Little is known about the painting’s whereabouts before 2012. A crucial lead was provided by the stretcher frame, where the name “Guttmann” was just about legible, and investigations revealed that in 1917 it had been part of a collection owned by the merchant Albrecht Guttmann (1845–1919), whose address was Am kleinen Wannsee 2, a villa in the outskirts of Berlin.
On 18 May 1917, more than 20 items from Albrecht Guttmann’s collection were auctioned at the gallery run by Paul Cassirer and Hugo Helbing on Kurfürstendamm. Among these were major works by Claude Monet and Max Liebermann.
On that occasion, “Rider in the Rocky Bay” was offered for sale as “Naked Rider”. Notes in an auction catalogue preserved in Zürich tell us that the painting was purchased for 2,050 marks by one Wilhelm Caspari of Wilmersdorf in Berlin. But who was Wilhelm Caspari?

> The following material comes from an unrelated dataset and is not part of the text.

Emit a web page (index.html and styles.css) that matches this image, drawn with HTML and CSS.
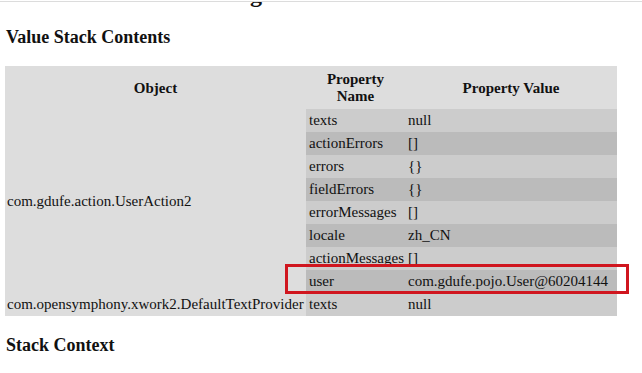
FILE: index.html
```html
<!DOCTYPE html>
<html lang="en">
<head>
    <meta charset="UTF-8">
    <meta name="viewport" content="width=device-width, initial-scale=1.0">
    <title>Struts ValueStack Debug</title>
    <link rel="stylesheet" href="styles.css">
</head>
<body>
    <div class="page">
        <h2 class="title">Struts ValueStack Debug</h2>

        <h3>Value Stack Contents</h3>
        <div class="stack">
            <table class="values">
                <colgroup>
                    <col class="col-object">
                    <col class="col-name">
                    <col class="col-value">
                </colgroup>
                <tr>
                    <th>Object</th>
                    <th>Property Name</th>
                    <th>Property Value</th>
                </tr>
                <tr class="odd">
                    <td class="object" rowspan="8">com.gdufe.action.UserAction2</td>
                    <td>texts</td>
                    <td>null</td>
                </tr>
                <tr class="even">
                    <td>actionErrors</td>
                    <td>[]</td>
                </tr>
                <tr class="odd">
                    <td>errors</td>
                    <td>{}</td>
                </tr>
                <tr class="even">
                    <td>fieldErrors</td>
                    <td>{}</td>
                </tr>
                <tr class="odd">
                    <td>errorMessages</td>
                    <td>[]</td>
                </tr>
                <tr class="even">
                    <td>locale</td>
                    <td>zh_CN</td>
                </tr>
                <tr class="odd">
                    <td>actionMessages</td>
                    <td>[]</td>
                </tr>
                <tr class="even">
                    <td>user</td>
                    <td>com.gdufe.pojo.User@60204144</td>
                </tr>
                <tr class="odd">
                    <td class="object">com.opensymphony.xwork2.DefaultTextProvider</td>
                    <td>texts</td>
                    <td>null</td>
                </tr>
            </table>
            <!-- highlight around the user row -->
            <div class="mark"></div>
        </div>

        <h3>Stack Context</h3>
    </div>
</body>
</html>
```

FILE: styles.css
```css
body {
    margin: 0;
    background-color: white;
    color: #111;
    font-family: "Liberation Serif", "Times New Roman", serif;
}
.page {
    margin-top: 1px;
    border-top: 1px solid #dcdcdc;
    padding: 0 5px;
    overflow: hidden;
}
/* page is scrolled, only the tail of the title shows */
.title {
    font-size: 24px;
    margin: -21px 0 19px 1px;
}
h3 {
    font-size: 18px;
    margin: 0 0 18px 1px;
}
.stack {
    position: relative;
    width: 612px;
    margin-bottom: 19px;
}
.values {
    width: 612px;
    table-layout: fixed;
    border-collapse: collapse;
    background-color: #dddddd;
    font-size: 15px;
}
.col-object {
    width: 301px;
}
.col-name {
    width: 99px;
}
.col-value {
    width: 212px;
}
.values th {
    font-weight: bold;
    line-height: 17px;
    padding: 5px 3px 4px;
    text-align: center;
}
.values td {
    line-height: 17px;
    padding: 3px 2px 3px 3px;
    white-space: nowrap;
    text-align: left;
}
.values .odd td {
    background-color: #cccccc;
}
.values .even td {
    background-color: #bbbbbb;
}
.values td.object {
    background-color: #dddddd;
    padding-left: 2px;
}
.mark {
    position: absolute;
    left: 280px;
    top: 198px;
    width: 344px;
    height: 30px;
    box-sizing: border-box;
    border: 3px solid #d0161f;
}
```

The Berlin address directory for 1917 lists two people with this name: a lawyer living between Grunewald and Schmargendorf (in what is now Wilmersdorf) and a doctor in Charlottenburg. Both were persecuted after 1933 because of their Jewish origins. The lawyer died in 1936. The doctor, a leading German cancer specialist in his day, met his death in 1944 in the Łódź Ghetto. Had one of these men bought the painting from Cassirer and Helbing? Did he still own the work in the 1930s? Had he been obliged to give it up because of Nazi persecution? And is “Rider in the Rocky Bay” the same painting as one of about the same size, listed as “Rider on the Beach” along with the owner’s initials M.S., offered for sale on 2 July 1936 by the auctioneers Mandelbaum and Kronthal on Kurfürstenstrasse in Berlin? Further research is needed to answer these pressing questions.